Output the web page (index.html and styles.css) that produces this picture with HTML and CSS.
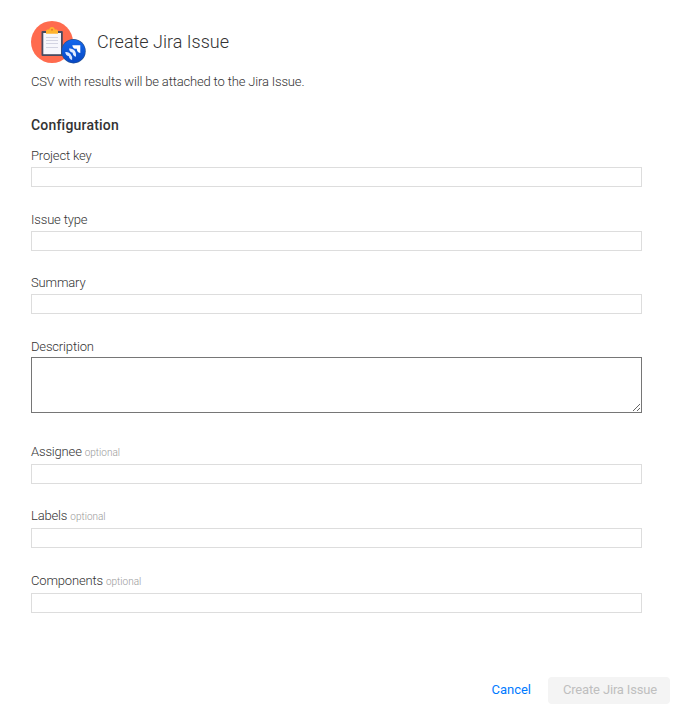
FILE: index.html
```html
<!DOCTYPE html>
<html lang="en">
<head>
<meta charset="utf-8">
<title>Create Jira Issue</title>
<link rel="stylesheet" href="styles.css">
</head>
<body>
<form class="dialog">
  <header class="header">
    <svg class="logo" viewBox="0 0 56 44" aria-hidden="true">
      <defs>
        <linearGradient id="badge" x1="0" y1="0" x2="0" y2="1">
          <stop offset="0" stop-color="#1267ed"/>
          <stop offset="1" stop-color="#0748c4"/>
        </linearGradient>
      </defs>
      <circle cx="21" cy="21" r="21" fill="#ff6b4e"/>
      <rect x="10.5" y="10" width="21.3" height="25" rx="1" fill="#494b60"/>
      <path d="M12.3 12H30V33.2H12.3Z" fill="#f7f7fc"/>
      <path d="M15 16.5H27M15 19.5H27M15 22.5H27M15 26.5H27" stroke="#d3d4e2"/>
      <path d="M15 12.8V10.2Q15 8.6 16.7 8.6H18.3Q18.5 6 21 6T23.7 8.6H25.3Q27 8.6 27 10.2V12.8Z" fill="#ffb42f"/>
      <circle cx="21" cy="8.7" r="1" fill="#e8792f"/>
      <circle cx="42.5" cy="30.2" r="12.2" fill="#244f91"/>
      <circle cx="42.5" cy="30.2" r="11.5" fill="url(#badge)"/>
      <path d="M41.3 24.2H49.3V32.1Q45.7 31.2 45.8 27.8Q41.8 28.1 41.3 24.2Z" fill="#fff"/>
      <path d="M38 27.5Q41 27 43.1 29.1Q45.5 31.5 45 35.8Q41.7 34.7 41.7 31.7Q38.5 31.3 38 27.5Z" fill="#e3ecff"/>
      <path d="M34.2 31.1Q37.2 30.6 39.3 32.7Q41.6 35.1 41.1 39Q38 37.9 37.9 35.2Q34.8 34.8 34.2 31.1Z" fill="#d9e5ff"/>
    </svg>
    <h1 class="title">Create Jira Issue</h1>
  </header>
  <p class="intro">CSV with results will be attached to the Jira Issue.</p>
  <h2 class="section">Configuration</h2>
  <div class="fields">
    <div class="field"><label for="project">Project key</label><input id="project" type="text"></div>
    <div class="field short"><label for="type">Issue type</label><input id="type" type="text"></div>
    <div class="field"><label for="summary">Summary</label><input id="summary" type="text"></div>
    <div class="field description"><label for="description">Description</label><textarea id="description"></textarea></div>
    <div class="field extra"><label for="assignee">Assignee <small>optional</small></label><input id="assignee" type="text"></div>
    <div class="field extra last-gap"><label for="labels">Labels <small>optional</small></label><input id="labels" type="text"></div>
    <div class="field extra"><label for="components">Components <small>optional</small></label><input id="components" type="text"></div>
  </div>
  <footer class="actions">
    <button class="cancel" type="button">Cancel</button>
    <button class="submit" type="submit" disabled>Create Jira Issue</button>
  </footer>
</form>
</body>
</html>
```
FILE: styles.css
```css
* { box-sizing: border-box; }
body {
  margin: 0;
  background: #fff;
  color: #333;
  font: 300 13px/20px Roboto, sans-serif;
}
.dialog {
  display: flex;
  flex-direction: column;
  height: 720px;
  padding: 21px 32px 0 31px;
}
.header { display: flex; gap: 10px; height: 44px; }
.logo { display: block; width: 56px; height: 44px; }
.title { margin: 0; font-size: 18px; font-weight: 300; line-height: 42px; }
.intro { margin: 7px 0 0; letter-spacing: -.165px; }
.section { margin: 23px 0 0; font-size: 14px; font-weight: 500; line-height: 20px; letter-spacing: .2px; }
.fields { margin-top: 11px; }
.field { margin-bottom: 23px; }
.field.short { margin-bottom: 22px; }
.field label { display: block; height: 21px; letter-spacing: -.165px; }
.field small { color: #999; font-size: 10px; letter-spacing: 0; }
.field input, .field textarea {
  display: block;
  width: 100%;
  margin: 0;
  border: 1px solid #ddd;
  border-radius: 0;
  background: #fff;
  font: inherit;
  outline: 0;
}
.field input { height: 20px; }
.field textarea { height: 56px; border-color: #767676; resize: vertical; }
.field.description { margin-bottom: 29px; }
.field.description label { height: 20px; }
.field.extra { margin-bottom: 22px; }
.field.extra.last-gap { margin-bottom: 23px; }
.field.extra label { height: 22px; }
.actions { display: flex; justify-content: flex-end; gap: 17px; margin: 42px -28px 0 0; }
button { border: 0; padding: 0 0 2px; background: none; font: 400 13px/20px Roboto, sans-serif; }
.cancel { color: #007aff; }
.submit { width: 122px; height: 27px; padding-left: 2px; border-radius: 4px; background: #f4f4f4; color: #bfbfbf; letter-spacing: -.165px; }
```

━━━━━━━━━━━━━━━━━━━━

• Task prompt:
Set down all the data again exactly as above, pictures excluded.

• Solution for this problem:
Output the web page (index.html and styles.css) that produces this picture with HTML and CSS.
FILE: index.html
```html
<!DOCTYPE html>
<html lang="en">
<head>
<meta charset="utf-8">
<title>Create Jira Issue</title>
<link rel="stylesheet" href="styles.css">
</head>
<body>
<form class="dialog">
  <header class="header">
    <svg class="logo" viewBox="0 0 56 44" aria-hidden="true">
      <defs>
        <linearGradient id="badge" x1="0" y1="0" x2="0" y2="1">
          <stop offset="0" stop-color="#1267ed"/>
          <stop offset="1" stop-color="#0748c4"/>
        </linearGradient>
      </defs>
      <circle cx="21" cy="21" r="21" fill="#ff6b4e"/>
      <rect x="10.5" y="10" width="21.3" height="25" rx="1" fill="#494b60"/>
      <path d="M12.3 12H30V33.2H12.3Z" fill="#f7f7fc"/>
      <path d="M15 16.5H27M15 19.5H27M15 22.5H27M15 26.5H27" stroke="#d3d4e2"/>
      <path d="M15 12.8V10.2Q15 8.6 16.7 8.6H18.3Q18.5 6 21 6T23.7 8.6H25.3Q27 8.6 27 10.2V12.8Z" fill="#ffb42f"/>
      <circle cx="21" cy="8.7" r="1" fill="#e8792f"/>
      <circle cx="42.5" cy="30.2" r="12.2" fill="#244f91"/>
      <circle cx="42.5" cy="30.2" r="11.5" fill="url(#badge)"/>
      <path d="M41.3 24.2H49.3V32.1Q45.7 31.2 45.8 27.8Q41.8 28.1 41.3 24.2Z" fill="#fff"/>
      <path d="M38 27.5Q41 27 43.1 29.1Q45.5 31.5 45 35.8Q41.7 34.7 41.7 31.7Q38.5 31.3 38 27.5Z" fill="#e3ecff"/>
      <path d="M34.2 31.1Q37.2 30.6 39.3 32.7Q41.6 35.1 41.1 39Q38 37.9 37.9 35.2Q34.8 34.8 34.2 31.1Z" fill="#d9e5ff"/>
    </svg>
    <h1 class="title">Create Jira Issue</h1>
  </header>
  <p class="intro">CSV with results will be attached to the Jira Issue.</p>
  <h2 class="section">Configuration</h2>
  <div class="fields">
    <div class="field"><label for="project">Project key</label><input id="project" type="text"></div>
    <div class="field short"><label for="type">Issue type</label><input id="type" type="text"></div>
    <div class="field"><label for="summary">Summary</label><input id="summary" type="text"></div>
    <div class="field description"><label for="description">Description</label><textarea id="description"></textarea></div>
    <div class="field extra"><label for="assignee">Assignee <small>optional</small></label><input id="assignee" type="text"></div>
    <div class="field extra last-gap"><label for="labels">Labels <small>optional</small></label><input id="labels" type="text"></div>
    <div class="field extra"><label for="components">Components <small>optional</small></label><input id="components" type="text"></div>
  </div>
  <footer class="actions">
    <button class="cancel" type="button">Cancel</button>
    <button class="submit" type="submit" disabled>Create Jira Issue</button>
  </footer>
</form>
</body>
</html>
```
FILE: styles.css
```css
* { box-sizing: border-box; }
body {
  margin: 0;
  background: #fff;
  color: #333;
  font: 300 13px/20px Roboto, sans-serif;
}
.dialog {
  display: flex;
  flex-direction: column;
  height: 720px;
  padding: 21px 32px 0 31px;
}
.header { display: flex; gap: 10px; height: 44px; }
.logo { display: block; width: 56px; height: 44px; }
.title { margin: 0; font-size: 18px; font-weight: 300; line-height: 42px; }
.intro { margin: 7px 0 0; letter-spacing: -.165px; }
.section { margin: 23px 0 0; font-size: 14px; font-weight: 500; line-height: 20px; letter-spacing: .2px; }
.fields { margin-top: 11px; }
.field { margin-bottom: 23px; }
.field.short { margin-bottom: 22px; }
.field label { display: block; height: 21px; letter-spacing: -.165px; }
.field small { color: #999; font-size: 10px; letter-spacing: 0; }
.field input, .field textarea {
  display: block;
  width: 100%;
  margin: 0;
  border: 1px solid #ddd;
  border-radius: 0;
  background: #fff;
  font: inherit;
  outline: 0;
}
.field input { height: 20px; }
.field textarea { height: 56px; border-color: #767676; resize: vertical; }
.field.description { margin-bottom: 29px; }
.field.description label { height: 20px; }
.field.extra { margin-bottom: 22px; }
.field.extra.last-gap { margin-bottom: 23px; }
.field.extra label { height: 22px; }
.actions { display: flex; justify-content: flex-end; gap: 17px; margin: 42px -28px 0 0; }
button { border: 0; padding: 0 0 2px; background: none; font: 400 13px/20px Roboto, sans-serif; }
.cancel { color: #007aff; }
.submit { width: 122px; height: 27px; padding-left: 2px; border-radius: 4px; background: #f4f4f4; color: #bfbfbf; letter-spacing: -.165px; }
```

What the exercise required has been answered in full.